L’IE reste donc un concept flou dont l’ambiguïté repose sur un questionnement permanent : est-elle un état d’esprit, ou une fonction ? De ce choix dépend celui de l’organisation : compétences collectives, ou branche fonctionnelle ? La réponse se trouve sans doute à mi-chemin entre les deux.

Métiers et compétences

La notion de métier repose à la fois sur l’idée d’un art reconnu et sur celle d’une fonction identifiée au sein d’une organisation. Un art reconnu suppose des savoirs et des savoir-faire acquis au cours d’une formation, tandis que la fonction suppose un besoin identifié de compétences, formalisé par une fiche de poste. La formation à un métier suppose une reconnaissance professionnelle via l’attribution d’un diplôme ou d’une attestation d’apprentissage. La fonction requiert de son côté une qualification et une procédure de recrutement.

Il y aurait ainsi une relation directe entre art et fonction, formation et qualification, diplôme et recrutement. La situation paraît simple, elle l’est d’ailleurs dans bien des cas : chaudronnier, dentiste, pâtissier, pilote de ligne ou comptable sont autant de métiers répondant à des fonctions parfaitement identifiées sur le marché de l’emploi.

Dans le domaine de l’intelligence économique, les choses se compliquent un peu. En termes de métiers, on distinguera ceux qu’appelle la mise en œuvre d’une démarche d’IE : les métiers liés à la recherche/exploitation (veilleur, analyste, enquêteur... ?), ceux liés à la protection (juriste, ingénieur SSI, responsable sécurité... ?), enfin ceux liés à la stratégie (lobbyiste... ?). Il est évident que cette approche par agrégation est très limitative. De fait, les métiers existent indépendamment de l’IE, et leur interrelation n’est que théorique, excepté si l’organisation prévoit une fonction de coordination (en supposant que cette dernière ait les moyens de sa mission). Les points d’interrogation suggèrent par ailleurs l’émergence de métiers spécifiques non encore identifiés.

En termes de compétences, il ne suffit pas de dire que l’IE est l’affaire de tous pour exploiter ou développer des savoir-faire ; encore faut-il organiser la collectivité, sans que cela devienne une contrainte liée à un effet de mode. Or on s’aperçoit, à l’usage, qu’il s’agit moins d’un problème de compétences que d’une évolution des méthodes de travail, voire plus simplement des mentalités. Car les compétences collectives liées à l’IE reposent essentiellement sur le partage de l’information et des connaissances entre tous les acteurs de l’organisation. Tout cela semble bien théorique, mais il suffit par exemple d’aller au Vietnam pour observer concrètement ce qui chez nous reste à l’état de concept.

Fallait-il publier une liste de métiers ?

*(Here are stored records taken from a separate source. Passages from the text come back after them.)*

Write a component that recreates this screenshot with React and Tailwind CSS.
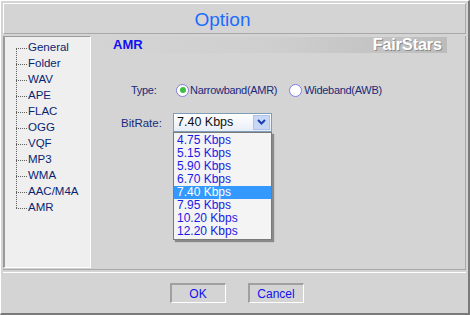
import React from "react";

const items = ["General","Folder","WAV","APE","FLAC","OGG","VQF","MP3","WMA","AAC/M4A","AMR"];
const rates = ["4.75 Kbps","5.15 Kbps","5.90 Kbps","6.70 Kbps","7.40 Kbps","7.95 Kbps","10.20 Kbps","12.20 Kbps"];
const sans = "'Liberation Sans', Arial, sans-serif";

export default function App() {
  return (
    <div className="w-[470px] h-[315px] bg-[#d4d4d4] relative overflow-hidden text-[11px]" style={{fontFamily: sans}}>
      <div className="w-[470px] h-[315px] border-t border-l border-white border-r-2 border-b-2 border-r-[#7a7a7a] border-b-[#7a7a7a] flex flex-col">
        {/* title */}
        <div className="mx-[2px] mt-[2px] h-[31px] border-t border-l border-white border-r border-b border-r-[#a8a8a8] border-b-[#a8a8a8] flex items-center justify-center pr-[24px] pt-[2px]">
          <span className="text-[19px] text-[#1a6cff] leading-none">Option</span>
        </div>
        {/* middle */}
        <div className="mx-[2px] mt-[2px] h-[234px] flex border-b border-b-[#a8a8a8] border-r border-r-[#a8a8a8] pr-[2px]">
          <div className="w-[88px] h-[232px] bg-[#efefef] border-l-2 border-t border-[#9a9a9a] border-r border-r-white border-b border-b-white relative pt-[3px]">
            <div className="absolute left-[11px] top-[11px] h-[160px] border-l border-dotted border-[#606060]" />
            {items.map((t) => (
              <div key={t} className="h-[16px] flex items-center pl-[11px]">
                <div className="w-[11px] border-t border-dotted border-[#606060]" />
                <span className="ml-[1px] text-[11.5px] text-[#0a2470]">{t}</span>
              </div>
            ))}
          </div>
          <div className="flex-1 flex flex-col pt-[1px]">
            <div className="h-[16px] mr-[16px] ml-[1px] flex items-center justify-between bg-gradient-to-r from-[#d4d4d4] via-[#cfcfcf] to-[#bcbcbc]">
              <span className="ml-[21px] font-bold text-[13px] text-[#1010f0]">AMR</span>
              <span className="mr-[5px] font-bold text-[16px] text-white" style={{textShadow: "1px 1px 0 #8a8a8a"}}>FairStars</span>
            </div>
            <div className="flex items-center mt-[29px] ml-[40px] text-[#1a2a7a] text-[11px]" style={{letterSpacing: "-0.3px"}}>
              <span className="w-[45px]">Type:</span>
              <span className="w-[13px] h-[13px] rounded-full border border-[#7f7fdf] bg-white flex items-center justify-center">
                <span className="w-[6px] h-[6px] rounded-full bg-[#3fbf3f]" />
              </span>
              <span className="ml-[1px]">Narrowband(AMR)</span>
              <span className="ml-[12px] w-[13px] h-[13px] rounded-full border border-[#7f7fdf] bg-white" />
              <span className="ml-[2px]">Wideband(AWB)</span>
            </div>
            <div className="flex mt-[14px] ml-[30px] text-[11.5px]">
              <span className="w-[52px] pt-[2px] text-[#1a2a7a]">BitRate:</span>
              <div className="relative w-[99px]">
                <div className="h-[19px] border border-[#7f9db9] bg-gradient-to-b from-white to-[#e8eef8] flex items-center">
                  <span className="ml-[3px] text-[12.5px] text-[#101010]">7.40 Kbps</span>
                  <span className="ml-auto mr-[1px] w-[17px] h-[15px] bg-[#c8d8f4] border border-[#b0c4e8] flex items-center justify-center">
                    <svg width="9" height="6" viewBox="0 0 9 6"><path d="M1 1 L4.5 4.5 L8 1" fill="none" stroke="#1a3fb0" strokeWidth="2" /></svg>
                  </span>
                </div>
                <div className="absolute left-0 top-[19px] w-[99px] h-[108px] bg-[#f4f4f4] border border-[#7a7a7a] shadow-[2px_2px_1px_rgba(0,0,0,0.35)] pt-[1px]">
                  {rates.map((r) => (
                    <div key={r} className={"h-[13px] flex items-center pl-[3px] text-[12px] " + (r === "7.40 Kbps" ? "bg-[#3399ff] text-white" : "text-[#1a1ae6]")}>{r}</div>
                  ))}
                </div>
              </div>
            </div>
          </div>
        </div>
        {/* bottom */}
        <div className="mx-[2px] mt-[2px] flex-1 border-t border-t-white flex justify-center items-start pt-[10px] gap-[22px] pl-[4px]">
          <button className="w-[56px] h-[20px] border-t-2 border-l-2 border-[#a0a0a0] border-r border-b border-r-white border-b-white text-[12px] text-[#1010f0] flex items-center justify-center">OK</button>
          <button className="w-[56px] h-[20px] border-t-2 border-l-2 border-[#a0a0a0] border-r border-b border-r-white border-b-white text-[12px] text-[#1010f0] flex items-center justify-center">Cancel</button>
        </div>
      </div>
    </div>
  );
}
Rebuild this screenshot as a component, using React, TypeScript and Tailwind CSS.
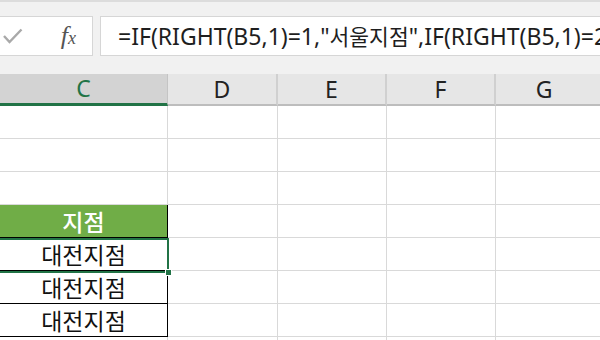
import React from "react";

const FONT = { fontFamily: '"Noto Sans", "Noto Sans CJK KR", sans-serif' };
const KFONT = { fontFamily: '"Noto Sans CJK KR", "Noto Sans", sans-serif' };

function Row({ c, kind }: { c?: string; kind?: "head" | "data" }) {
  const cBase = "w-[168px] shrink-0 flex items-center justify-center text-[23px] leading-none";
  let cCls = cBase + " border-r border-[#d9d9d9]";
  if (kind === "head") cCls = cBase + " bg-[#70ad47] text-white font-medium border-r border-black";
  if (kind === "data") cCls = cBase + " bg-white text-[#111] border-r border-black";
  return (
    <div className="flex h-[33px] shrink-0">
      <div className={cCls + (kind ? " border-b border-b-black" : " border-b border-b-[#d9d9d9]")} style={KFONT}>
        {c}
      </div>
      <div className="w-[110px] shrink-0 border-r border-b border-[#d9d9d9]" />
      <div className="w-[109px] shrink-0 border-r border-b border-[#d9d9d9]" />
      <div className="w-[109px] shrink-0 border-r border-b border-[#d9d9d9]" />
      <div className="flex-1 border-b border-[#d9d9d9]" />
    </div>
  );
}

export default function App() {
  return (
    <div className="relative w-[600px] h-[340px] overflow-hidden bg-white" style={FONT}>
      {/* formula bar */}
      <div className="h-[74px] bg-[#f1f1f1] border-t-2 border-[#dcdcdc] pt-[14px] flex gap-[7px]">
        <div className="w-[93px] h-[40px] bg-white border border-l-0 border-[#d6d6d6] flex items-center justify-between pl-[3px] pr-[16px]">
          <svg width="20" height="16" viewBox="0 0 20 16">
            <polyline points="1,8 6.5,14 18.5,1.5" fill="none" stroke="#a9a9a9" strokeWidth="2.4" />
          </svg>
          <span className="text-[#555] italic leading-none" style={{ fontFamily: '"Liberation Serif", serif' }}>
            <span className="text-[26px]">f</span>
            <span className="text-[18px]">x</span>
          </span>
        </div>
        <div className="flex-1 h-[40px] bg-white border border-r-0 border-[#d6d6d6] flex items-center pl-[17px] overflow-hidden">
          <span className="whitespace-nowrap text-[23px] text-[#1e1e1e] leading-none" style={FONT}>
            =IF(RIGHT(B5,1)=1,"<span className="text-[21.5px]" style={KFONT}>서울지점</span>",IF(RIGHT(B5,1)=2
          </span>
        </div>
      </div>
      {/* column headers */}
      <div className="flex h-[32px] bg-[#e6e6e6] text-[23px] leading-none">
        <div className="w-[168px] shrink-0 bg-[#d3d3d3] border-r border-[#c4c4c4] border-b-[3px] border-b-[#217346] flex items-center justify-center text-[#217346]">
          C
        </div>
        <div className="w-[110px] shrink-0 border-r-2 border-[#d0d0d0] border-b-2 border-b-[#bdbdbd] flex items-center justify-center text-[#222]">D</div>
        <div className="w-[109px] shrink-0 border-r-2 border-[#d0d0d0] border-b-2 border-b-[#bdbdbd] flex items-center justify-center text-[#222]">E</div>
        <div className="w-[109px] shrink-0 border-r-2 border-[#d0d0d0] border-b-2 border-b-[#bdbdbd] flex items-center justify-center text-[#222]">F</div>
        <div className="flex-1 border-b-2 border-b-[#bdbdbd] flex items-center justify-center text-[#222] pr-[8px]">G</div>
      </div>
      {/* grid */}
      <div className="flex flex-col">
        <Row />
        <Row />
        <Row />
        <Row c="지점" kind="head" />
        <Row c="대전지점" kind="data" />
        <Row c="대전지점" kind="data" />
        <Row c="대전지점" kind="data" />
        <Row />
      </div>
      {/* selection */}
      <div className="absolute left-[-4px] top-[238px] w-[173px] h-[35px] border-2 border-[#217346] pointer-events-none" />
      <div className="absolute left-[165px] top-[269px] w-[7px] h-[7px] bg-[#217346] border border-white" />
    </div>
  );
}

La réponse est oui, sans hésitation. La mise en œuvre d’un politique publique d’intelligence économique repose sur une reconnaissance de cette démarche, à travers notamment l’encouragement des entreprises à définir de nouvelles fonctions ou à organiser celles qui existent déjà. C’est l’essence même de cette politique que d’aboutir à la définition de métiers, non pas en les réinventant, mais en leur donnant une nouvelle tonalité en vue de créer de nouvelles synergies. Certains argueront qu’il s’agit d’une démarche cosmétique ou même d’une réappropriation, voire d’une usurpation fonctionnelle. La réponse est claire : si la compétitivité passe par la réorganisation du management ou des fonctions de l’entreprise, et par la création de postes spécifiques, personne ne devrait logiquement s’en plaindre.

La question de la formation

En outre, la définition des métiers de l’IE, même perfectible, prend acte de la diversité des compétences requises pour mettre en œuvre cette démarche. Elle fait apparaître l’impossible omniscience et la contradiction que supposerait la formation d’un « monsieur IE » au sein d’une entreprise. Rattachée à une logique de formation et de recrutement, la définition des métiers permet ainsi de clarifier les objectifs de formation initiale ou continue, dans une perspective d’évolution concrète à moyen terme. Ajoutons à cela que le HRIE a réuni autour de la table l’ensemble des parties prenantes du marché de l’emploi, dans une logique de concertation et de pragmatisme. Ayant émis quelques suggestions sur le travail de la commission, j’ai eu l’honneur d’y être admis dernièrement, preuve que le système est ouvert et évolutif.

La démarche du HRIE s’inscrit de fait dans une logique dont la critique systématique revient à récuser l’existence même d’une politique publique d’IE. Comme toute démarche volontariste, elle bute sur des réticences culturelles, idéologiques, voire sur des intérêts commerciaux, quand ce n’est pas tout simplement sur l’esprit de contradiction, notre sport national.